自那以后,我与孙叔再未说起那些话题。我只盼日子能慢一点,再慢一点,让我和孙叔再多待一些时间。自那以后,我也很少再主动问起朋友们的家庭,怕听到一些不好的消息,怕因自己的不礼貌撕开别人很难愈合的伤疤与疼痛。此时想起孙叔和阿姨,想起枫桥书店认识的许多朋友,开心与难过又同时袭来。
2018年开春后,是三月末。我去枫桥书店,孙叔说正要打电话让我过去挑一些书,他已经把书店转让,要退休啦。时间真快,那两天我天天去枫桥书店,可能将近分别,不舍甚浓。记得那天是哔哩哔哩网站公布自己上市的日子,孙叔和阿姨与我清理库存,整理书架。看着卖废纸的车一车一车拉走书的时候,我们都有点难过。学生进来买书,一如往日的平静地找书,付款。那是枫桥书店营业的最后一天。
终于要分别了,孙叔送我两方砚台,甚至把自己当年收书用的秤杆也交给了我,我觉得这个纪念真好,我笑说我是继承了孙老师的衣钵。本来约好走之前再聚一下,我想约上共同的朋友,约上张硕老师,一起送送孙叔和阿姨,可才隔一天,孙叔给我发消息,说他俩已坐上回家的车就不用再送,说有机会再会。好吧,我知道他俩也怕分别,怕难过。可是来兰州那么久,现在静静离开,心里该有多么落寞呢。
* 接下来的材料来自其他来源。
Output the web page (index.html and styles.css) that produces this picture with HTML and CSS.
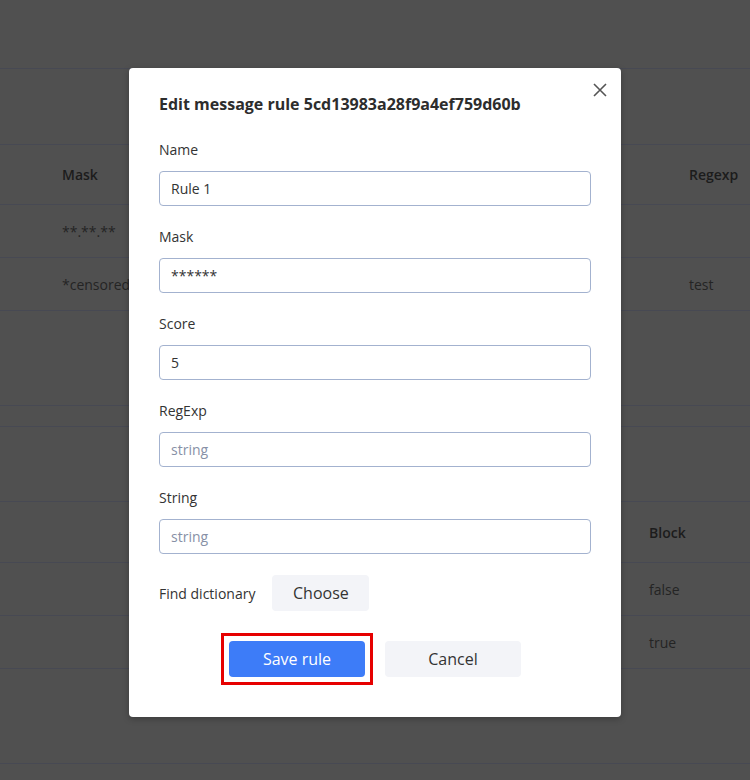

什么时候才能有机会呢,什么时候能再见呢?汽笛一声肠已断,从此天涯孤旅。
后来,刘晓莉同学结婚,常青学长回陇南任教,经基去深圳当律师,生平先去上海,现在去了浙江,刘畅和介印一个在深圳,一个在杭州,姜磊和陈涛去了广州……生活依旧,但是好长时间里总觉得缺少什么,那些下雪天一起烤电热炉的时候,那些下雨天的热茶,狂风大作时孙叔关上店门与我畅聊一切可聊的日子,从此都只留在我的记忆之中了。